Dogville – Uma cidadezinha não muito longe daqui
O diretor dinamarquês Lars Von Trier ganhou reputação de polêmico dentro do cenário da sétima arte demonstrando interesse e inquietação na hora de discutir sobre a tão falada “natureza humana” tema recorrente em alguns filmes como “Anticristo” e claro “Dogville”.
A premissa da trama traz Grace, uma fugitiva que chega à cidade de Dogville em busca de esconderijo, pois é perseguida por gangsters, a moça se depara com Tom, um rapaz generoso que promete ajuda-la a encontrar um lugar na cidade. O filme rodeia a vida de Grace e dos emblemáticos moradores de Dogville.
Estabelecendo a noção da bravura do dinamarquês diante de sua arte, acredito ser relevante ressaltar que Dogville é a primeira parte de uma trilogia intitulada “E.U.A. – Terra de Oportunidades”, seguida por Manderlay (2005) e Washington (ainda não produzido), que tem como objetivo realizar uma análise crítica sobre a sociedade norte-americana, mas é tão abrangente que não cabe só nos Estados Unidos.
Já de início ao me deparar com o cenário escolhido pelo diretor me dei conta de que o que estava prestes a assistir não se tratava de uma película trivial. Contado em nove capítulos Lars Von Trier abusa do minimalismo cenográfico alegoricamente aluindo a facilidade com a qual podemos enxergar o que está errado no mundo, tudo que está fora do lugar e ainda assim fingimos que uma porta enorme tapa nossos olhos para que sejamos capazes de seguir com a vida sem peso na consciência. Em Dogville, não se vê estradas para outros lugares, não se vê montanhas ao redor, estão todos presos naquele mundo, não se vê nada, não se vê o outro. Como você acha que os Estados Unidos veem o resto do mundo?

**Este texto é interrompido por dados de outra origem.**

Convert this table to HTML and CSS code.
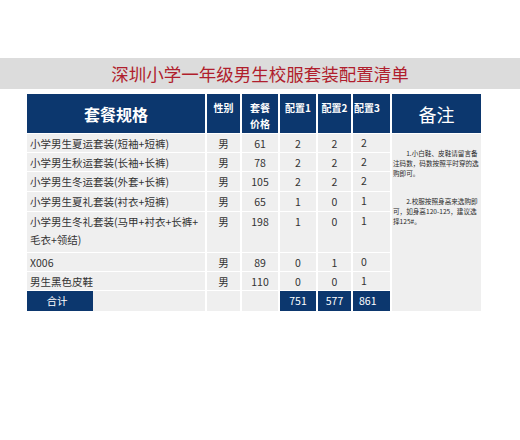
FILE: index.html
```html
<!DOCTYPE html>
<html lang="zh-CN">
<head>
<meta charset="utf-8">
<title>深圳小学一年级男生校服套装配置清单</title>
<link rel="stylesheet" href="styles.css">
</head>
<body>
<div class="band"><h1 class="title">深圳小学一年级男生校服套装配置清单</h1></div>
<div class="grid">
  <div class="hd hd-big">套餐规格</div>
  <div class="hd hd-small">性别</div>
  <div class="hd hd-small hd-two">套餐<br>价格</div>
  <div class="hd hd-small">配置1</div>
  <div class="hd hd-small">配置2</div>
  <div class="hd hd-small hd-left">配置3</div>
  <div class="hd hd-note">备注</div>

  <div class="notes">
    <p>1.小白鞋、皮鞋请留言备注码数，码数按照平时穿的选购即可。</p>
    <p>2.校服按照身高来选购即可，如身高120-125，建议选择125#。</p>
  </div>

  <div class="c name">小学男生夏运套装(短袖+短裤)</div><div class="c mid">男</div><div class="c mid">61</div><div class="c mid">2</div><div class="c mid">2</div><div class="c c3">2</div>
  <div class="c name">小学男生秋运套装(长袖+长裤)</div><div class="c mid">男</div><div class="c mid">78</div><div class="c mid">2</div><div class="c mid">2</div><div class="c c3">2</div>
  <div class="c name">小学男生冬运套装(外套+长裤)</div><div class="c mid">男</div><div class="c mid">105</div><div class="c mid">2</div><div class="c mid">2</div><div class="c c3">2</div>
  <div class="c name">小学男生夏礼套装(衬衣+短裤)</div><div class="c mid">男</div><div class="c mid">65</div><div class="c mid">1</div><div class="c mid">0</div><div class="c c3">1</div>
  <div class="c name">小学男生冬礼套装(马甲+衬衣+长裤+<wbr>毛衣+领结)</div><div class="c mid">男</div><div class="c mid">198</div><div class="c mid">1</div><div class="c mid">0</div><div class="c c3">1</div>
  <div class="c name">X006</div><div class="c mid">男</div><div class="c mid">89</div><div class="c mid">0</div><div class="c mid">1</div><div class="c c3">0</div>
  <div class="c name">男生黑色皮鞋</div><div class="c mid">男</div><div class="c mid">110</div><div class="c mid">0</div><div class="c mid">0</div><div class="c c3">1</div>

  <div class="total-first"><span class="total-label">合计</span><span class="total-rest"></span></div>
  <div class="c"></div><div class="c"></div>
  <div class="tot mid">751</div><div class="tot mid">577</div><div class="tot tot3">861</div>
</div>
</body>
</html>
```
FILE: styles.css
```css
* { box-sizing: border-box; }
html, body { margin: 0; padding: 0; background: #ffffff; }
body {
  width: 520px;
  height: 440px;
  font-family: "Noto Sans CJK SC", "Noto Sans", sans-serif;
  color: #333333;
  padding-top: 58px;
}
.band {
  height: 31px;
  background: #dcdcdc;
  display: flex;
  align-items: center;
  justify-content: center;
}
.title {
  margin: 0;
  font-size: 17.5px;
  font-weight: normal;
  color: #b01e2d;
  line-height: 1;
  letter-spacing: 0;
}
.grid {
  margin: 5px 0 0 27px;
  display: grid;
  grid-template-columns: 178px 33px 36px 36px 33px 37px 89px;
  grid-template-rows: 39px 18px 18px 19px 19px 40px 18px 18px 20px;
  column-gap: 2px;
  row-gap: 1px;
  width: 454px;
}
.hd {
  background: #0c376e;
  color: #ffffff;
  display: flex;
  justify-content: center;
}
.hd-big {
  align-items: center;
  font-size: 16px;
  font-weight: bold;
}
.hd-small {
  font-size: 10px;
  font-weight: bold;
  line-height: 16px;
  padding-top: 6px;
  text-align: center;
}
.hd-left { justify-content: flex-start; padding-left: 1px; }
.hd-note {
  align-items: center;
  font-size: 18px;
  font-weight: normal;
}
.notes {
  grid-column: 7;
  grid-row: 2 / 10;
  background: #efefef;
  padding: 14px 1px 0 1px;
  font-size: 6.6px;
  line-height: 10px;
  color: #2a2a2a;
}
.notes p {
  margin: 0 0 18px 0;
  text-indent: 2em;
}
.c {
  background: #efefef;
  font-size: 10.5px;
  line-height: 18px;
  padding-top: 1px;
}
.name { padding-left: 3px; padding-right: 0; }
.mid { text-align: center; }
.c3 { padding-left: 8px; padding-top: 0; }
.total-first {
  display: flex;
}
.total-label {
  width: 66px;
  background: #0c376e;
  color: #ffffff;
  font-size: 10.5px;
  line-height: 20px;
  text-align: center;
  padding-right: 6px;
}
.total-rest {
  flex: 1;
  background: #efefef;
}
.tot {
  background: #0c376e;
  color: #ffffff;
  font-size: 10.5px;
  line-height: 20px;
}
.tot3 { padding-left: 6px; }
```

Os personagens de Dogville fingem, eles fingem abrir e fechar portas, ao passo que fingem e disfarçam suas perversões para poder transitar dentro de uma cultura que respira, sobrevive de aparências plastificadas, de pessoas fabricadas.
Lars Von Trier é um cineasta que ao contrário da massa Hollywoodiana não está preocupado em agradar o espectador, em Dogville ele escancara aquilo de mais desprezível que um ser humano pode oferecer para o mundo de uma forma cruel a ponto de doer o estômago, ele degola a concepção humanista de um homem inclinado ao bem.
Thomas Edison, personagem que representa americano o inventor da lâmpada é o combustível social de Dogville, um bom moço que deseja ver mudanças na cidade – no sistema – e a desafia a aceitar a Graça (Grace) que lhes chega. Tom é o Iluminismo, que fracassa. Um feixe de luz à salvação de Grace brilhantemente interpretada por Nicole Kidman, que surge como uma mulher misteriosa que precisa conquistar a confiança dos moradores de Dogville a fim de obter seu refúgio, após passar por certa relutância Grace consegue uma chance de mostrar o seu valor e irá pagar muito por isso.
Von Trier e seu sadismo escancarado maltratam mais uma vez seu telespectador com essa obra de arte que tanto admiro por sua honestidade crua, Dogville certamente não é um filme a ser assistido numa tarde de domingo com os amigos comendo pipoca, essa obra é uma visão real e pessimista da sociedade. Não conheço toda a obra de Lars, porém já assisti a seus principais filmes e acredito ser difícil de superar a atmosfera criada nesse ambiente minimalista que te obriga a derrubar as paredes e ler o que os riscos no chão estão escrevendo. Dogville, é para mim o seu melhor trabalho.
A natureza humana é tema complicado de ser discutido, pois quando falamos da crueldade do outro também falamos da nossa, somos todos farinha do saco quase fabricados pela mesma cultura, afinal, como não ser influenciado pelos Estados Unidos? Entretando, Lars Von Trier não demonstra nenhum desconforto em nos deixar desconfortáveis e realiza aqui um filme que funciona como um espelho, você assiste e se vê, vê o seu vizinho, o seu bairro…
O desfecho de Dogville é cruel por ser gratificante e gratificante por ser cruel, Lars Von Trier nos coloca frente a frente com o heroísmo de Grace e desejarmos o final que se sucede saboreando a dolorosa verdade que somos todos feitos de bem e somos todos feitos de mal.